>> begin

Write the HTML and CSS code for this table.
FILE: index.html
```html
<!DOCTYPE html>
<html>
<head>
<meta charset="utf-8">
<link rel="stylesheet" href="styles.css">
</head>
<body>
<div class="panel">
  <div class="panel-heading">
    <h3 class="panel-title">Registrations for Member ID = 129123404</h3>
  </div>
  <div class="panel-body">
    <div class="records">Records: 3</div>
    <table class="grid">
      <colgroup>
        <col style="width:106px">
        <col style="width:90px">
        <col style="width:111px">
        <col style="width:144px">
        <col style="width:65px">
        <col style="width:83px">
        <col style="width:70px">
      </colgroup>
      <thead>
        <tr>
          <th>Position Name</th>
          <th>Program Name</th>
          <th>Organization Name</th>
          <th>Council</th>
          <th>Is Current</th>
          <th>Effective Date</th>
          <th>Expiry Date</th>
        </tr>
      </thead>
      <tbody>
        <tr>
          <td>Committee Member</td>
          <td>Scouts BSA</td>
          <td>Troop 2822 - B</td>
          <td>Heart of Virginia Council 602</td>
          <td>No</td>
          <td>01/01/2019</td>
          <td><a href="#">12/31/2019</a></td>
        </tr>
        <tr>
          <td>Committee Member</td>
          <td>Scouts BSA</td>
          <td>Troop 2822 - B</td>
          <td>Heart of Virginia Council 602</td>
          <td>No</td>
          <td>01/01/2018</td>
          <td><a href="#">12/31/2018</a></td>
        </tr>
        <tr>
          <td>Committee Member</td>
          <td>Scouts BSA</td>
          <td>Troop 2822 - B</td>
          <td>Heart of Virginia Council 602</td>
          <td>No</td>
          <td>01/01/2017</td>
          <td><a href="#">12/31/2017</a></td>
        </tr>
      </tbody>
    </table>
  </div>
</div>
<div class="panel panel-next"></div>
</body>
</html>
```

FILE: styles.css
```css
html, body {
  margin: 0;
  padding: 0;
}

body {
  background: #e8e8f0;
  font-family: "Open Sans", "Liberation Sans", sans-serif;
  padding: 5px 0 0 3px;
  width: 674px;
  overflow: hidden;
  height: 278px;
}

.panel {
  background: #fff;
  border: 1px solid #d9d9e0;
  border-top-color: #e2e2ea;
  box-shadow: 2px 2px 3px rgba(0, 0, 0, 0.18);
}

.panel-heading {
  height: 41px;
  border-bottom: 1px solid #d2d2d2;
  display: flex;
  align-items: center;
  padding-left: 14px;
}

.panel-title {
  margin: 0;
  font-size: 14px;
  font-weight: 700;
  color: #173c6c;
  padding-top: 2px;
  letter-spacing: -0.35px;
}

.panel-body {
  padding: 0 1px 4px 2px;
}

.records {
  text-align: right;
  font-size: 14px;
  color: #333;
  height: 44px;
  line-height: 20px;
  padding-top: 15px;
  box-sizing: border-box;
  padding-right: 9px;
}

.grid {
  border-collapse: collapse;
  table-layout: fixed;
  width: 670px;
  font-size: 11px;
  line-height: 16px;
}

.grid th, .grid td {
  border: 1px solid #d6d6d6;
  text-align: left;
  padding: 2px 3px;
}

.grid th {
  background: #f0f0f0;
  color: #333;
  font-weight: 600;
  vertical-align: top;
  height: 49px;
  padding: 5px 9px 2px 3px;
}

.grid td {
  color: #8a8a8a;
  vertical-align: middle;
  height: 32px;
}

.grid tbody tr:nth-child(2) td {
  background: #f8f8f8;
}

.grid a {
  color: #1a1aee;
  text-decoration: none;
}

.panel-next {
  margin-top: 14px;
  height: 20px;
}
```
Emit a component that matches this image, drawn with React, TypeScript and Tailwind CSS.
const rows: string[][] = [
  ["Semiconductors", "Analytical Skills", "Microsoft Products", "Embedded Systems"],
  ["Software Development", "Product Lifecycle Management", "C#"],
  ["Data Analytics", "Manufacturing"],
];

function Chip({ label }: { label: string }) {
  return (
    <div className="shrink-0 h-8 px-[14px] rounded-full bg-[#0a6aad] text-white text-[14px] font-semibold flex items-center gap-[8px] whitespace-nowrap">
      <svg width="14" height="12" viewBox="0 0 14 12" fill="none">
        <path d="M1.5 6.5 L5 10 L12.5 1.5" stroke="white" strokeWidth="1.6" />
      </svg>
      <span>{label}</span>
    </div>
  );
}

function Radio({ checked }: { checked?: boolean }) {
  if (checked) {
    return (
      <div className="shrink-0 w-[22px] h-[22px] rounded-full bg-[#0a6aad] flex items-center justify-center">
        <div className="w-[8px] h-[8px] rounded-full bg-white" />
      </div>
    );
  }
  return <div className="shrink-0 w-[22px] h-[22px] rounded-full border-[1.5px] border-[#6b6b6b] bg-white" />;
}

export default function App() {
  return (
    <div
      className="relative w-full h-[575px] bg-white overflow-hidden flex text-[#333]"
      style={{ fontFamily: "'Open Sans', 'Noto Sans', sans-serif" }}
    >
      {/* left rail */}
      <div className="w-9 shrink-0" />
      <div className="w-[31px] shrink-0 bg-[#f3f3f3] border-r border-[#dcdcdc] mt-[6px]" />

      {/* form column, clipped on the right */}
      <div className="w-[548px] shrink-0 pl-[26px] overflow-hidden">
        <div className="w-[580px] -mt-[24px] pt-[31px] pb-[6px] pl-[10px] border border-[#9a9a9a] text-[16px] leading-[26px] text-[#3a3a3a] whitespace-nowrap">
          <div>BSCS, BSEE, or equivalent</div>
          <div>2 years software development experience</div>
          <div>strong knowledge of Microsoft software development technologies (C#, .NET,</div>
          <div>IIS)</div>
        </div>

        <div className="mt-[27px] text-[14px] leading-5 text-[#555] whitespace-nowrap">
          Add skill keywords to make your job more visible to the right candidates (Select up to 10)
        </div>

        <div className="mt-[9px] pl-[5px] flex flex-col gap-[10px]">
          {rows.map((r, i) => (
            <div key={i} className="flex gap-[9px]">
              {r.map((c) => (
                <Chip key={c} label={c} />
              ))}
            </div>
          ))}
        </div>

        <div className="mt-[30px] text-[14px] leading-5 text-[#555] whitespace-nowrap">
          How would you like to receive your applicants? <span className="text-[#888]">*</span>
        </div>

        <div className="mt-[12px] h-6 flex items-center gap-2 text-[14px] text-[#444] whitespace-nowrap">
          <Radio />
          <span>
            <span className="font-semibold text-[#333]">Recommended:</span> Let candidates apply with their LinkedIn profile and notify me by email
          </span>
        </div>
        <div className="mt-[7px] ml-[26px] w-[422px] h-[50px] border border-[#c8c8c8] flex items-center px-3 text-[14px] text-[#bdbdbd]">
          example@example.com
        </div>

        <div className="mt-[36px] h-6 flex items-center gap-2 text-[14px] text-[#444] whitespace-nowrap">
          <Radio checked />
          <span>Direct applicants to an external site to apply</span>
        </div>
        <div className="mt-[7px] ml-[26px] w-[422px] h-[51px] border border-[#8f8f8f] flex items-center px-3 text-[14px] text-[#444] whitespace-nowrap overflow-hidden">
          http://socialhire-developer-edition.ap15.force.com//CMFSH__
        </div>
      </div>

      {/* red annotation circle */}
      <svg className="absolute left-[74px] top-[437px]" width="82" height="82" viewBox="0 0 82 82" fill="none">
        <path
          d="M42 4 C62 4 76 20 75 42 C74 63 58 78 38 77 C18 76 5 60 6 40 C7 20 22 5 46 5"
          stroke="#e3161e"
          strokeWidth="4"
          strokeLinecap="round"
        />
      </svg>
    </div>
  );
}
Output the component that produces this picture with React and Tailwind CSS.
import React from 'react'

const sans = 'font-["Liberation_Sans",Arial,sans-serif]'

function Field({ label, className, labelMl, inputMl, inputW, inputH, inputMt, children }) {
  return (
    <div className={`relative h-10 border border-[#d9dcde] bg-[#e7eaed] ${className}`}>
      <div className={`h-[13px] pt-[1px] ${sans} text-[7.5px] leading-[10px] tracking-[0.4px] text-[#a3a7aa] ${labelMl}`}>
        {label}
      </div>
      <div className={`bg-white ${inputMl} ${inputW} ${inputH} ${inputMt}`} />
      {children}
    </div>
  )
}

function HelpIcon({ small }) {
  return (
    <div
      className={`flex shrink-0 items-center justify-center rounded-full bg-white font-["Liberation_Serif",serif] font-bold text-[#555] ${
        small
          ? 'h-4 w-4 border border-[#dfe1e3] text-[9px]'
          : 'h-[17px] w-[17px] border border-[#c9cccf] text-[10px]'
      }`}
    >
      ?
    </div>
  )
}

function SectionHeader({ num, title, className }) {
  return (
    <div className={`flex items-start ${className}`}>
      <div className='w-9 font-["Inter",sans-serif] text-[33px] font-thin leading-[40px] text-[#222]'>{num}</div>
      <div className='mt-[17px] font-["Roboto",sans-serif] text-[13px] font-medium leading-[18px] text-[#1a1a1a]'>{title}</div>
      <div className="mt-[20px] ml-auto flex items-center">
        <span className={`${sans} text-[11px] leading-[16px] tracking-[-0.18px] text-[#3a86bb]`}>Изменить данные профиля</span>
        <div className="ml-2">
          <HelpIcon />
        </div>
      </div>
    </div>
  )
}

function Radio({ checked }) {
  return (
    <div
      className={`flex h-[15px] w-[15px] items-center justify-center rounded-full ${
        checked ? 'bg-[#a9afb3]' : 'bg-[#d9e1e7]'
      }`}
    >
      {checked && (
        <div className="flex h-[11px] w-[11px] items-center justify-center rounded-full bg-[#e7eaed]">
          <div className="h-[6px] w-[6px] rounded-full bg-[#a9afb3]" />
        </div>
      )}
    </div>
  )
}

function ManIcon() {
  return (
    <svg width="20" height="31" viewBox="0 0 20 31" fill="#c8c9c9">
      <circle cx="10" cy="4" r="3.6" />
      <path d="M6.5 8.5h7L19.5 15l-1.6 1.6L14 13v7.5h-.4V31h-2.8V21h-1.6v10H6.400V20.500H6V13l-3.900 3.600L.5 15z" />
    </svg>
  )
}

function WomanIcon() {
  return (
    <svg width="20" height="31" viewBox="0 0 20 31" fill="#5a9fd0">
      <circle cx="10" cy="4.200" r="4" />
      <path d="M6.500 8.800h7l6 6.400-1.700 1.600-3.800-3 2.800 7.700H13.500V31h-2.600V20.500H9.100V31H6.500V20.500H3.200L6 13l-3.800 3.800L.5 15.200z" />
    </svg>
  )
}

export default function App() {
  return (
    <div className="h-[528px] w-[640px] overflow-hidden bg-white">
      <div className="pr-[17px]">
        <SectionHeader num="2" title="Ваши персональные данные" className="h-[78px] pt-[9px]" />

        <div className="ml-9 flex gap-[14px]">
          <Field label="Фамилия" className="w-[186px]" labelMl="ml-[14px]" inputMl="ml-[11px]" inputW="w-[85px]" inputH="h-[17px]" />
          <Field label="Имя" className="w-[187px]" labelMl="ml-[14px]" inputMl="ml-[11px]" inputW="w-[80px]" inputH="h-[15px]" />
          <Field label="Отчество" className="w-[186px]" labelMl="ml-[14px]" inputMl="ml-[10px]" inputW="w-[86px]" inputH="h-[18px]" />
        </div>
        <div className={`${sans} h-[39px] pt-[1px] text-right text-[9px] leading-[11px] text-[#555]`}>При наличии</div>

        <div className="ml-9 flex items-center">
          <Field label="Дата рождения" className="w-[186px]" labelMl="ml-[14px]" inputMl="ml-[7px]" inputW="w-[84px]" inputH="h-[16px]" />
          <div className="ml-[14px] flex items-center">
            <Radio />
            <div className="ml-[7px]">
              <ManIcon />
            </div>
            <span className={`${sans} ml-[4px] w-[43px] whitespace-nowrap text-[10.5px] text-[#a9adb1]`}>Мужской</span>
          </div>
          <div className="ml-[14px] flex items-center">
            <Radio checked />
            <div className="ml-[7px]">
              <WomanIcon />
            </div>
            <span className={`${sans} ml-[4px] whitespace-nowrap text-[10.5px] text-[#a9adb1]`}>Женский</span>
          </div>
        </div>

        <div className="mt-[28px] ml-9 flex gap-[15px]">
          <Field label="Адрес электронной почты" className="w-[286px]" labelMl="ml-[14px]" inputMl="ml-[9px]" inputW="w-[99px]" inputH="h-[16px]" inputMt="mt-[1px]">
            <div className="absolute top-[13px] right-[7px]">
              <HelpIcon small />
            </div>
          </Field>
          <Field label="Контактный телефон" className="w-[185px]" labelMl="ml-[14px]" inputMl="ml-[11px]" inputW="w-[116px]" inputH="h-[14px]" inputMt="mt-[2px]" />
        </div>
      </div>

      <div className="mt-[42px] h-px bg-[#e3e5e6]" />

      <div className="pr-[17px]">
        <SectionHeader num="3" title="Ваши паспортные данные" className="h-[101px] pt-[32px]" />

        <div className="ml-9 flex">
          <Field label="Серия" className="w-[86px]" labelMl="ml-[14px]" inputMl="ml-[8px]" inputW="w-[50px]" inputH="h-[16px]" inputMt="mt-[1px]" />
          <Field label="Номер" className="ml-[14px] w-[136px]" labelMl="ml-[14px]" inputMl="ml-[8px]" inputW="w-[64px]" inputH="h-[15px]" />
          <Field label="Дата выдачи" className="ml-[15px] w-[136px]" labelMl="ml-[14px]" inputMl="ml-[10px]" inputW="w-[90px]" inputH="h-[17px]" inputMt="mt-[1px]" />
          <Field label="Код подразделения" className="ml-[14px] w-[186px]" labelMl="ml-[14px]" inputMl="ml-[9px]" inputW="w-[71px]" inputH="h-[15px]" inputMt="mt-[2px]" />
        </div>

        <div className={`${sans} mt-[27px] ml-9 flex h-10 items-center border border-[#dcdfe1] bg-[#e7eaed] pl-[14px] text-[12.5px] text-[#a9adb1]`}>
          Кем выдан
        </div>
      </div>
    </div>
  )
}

>> end

→ **Short problem**
Identify all lines in the records above with the word "component".

→ **Finished answer**
Emit a component that matches this image, drawn with React, TypeScript and Tailwind CSS.
Output the component that produces this picture with React and Tailwind CSS.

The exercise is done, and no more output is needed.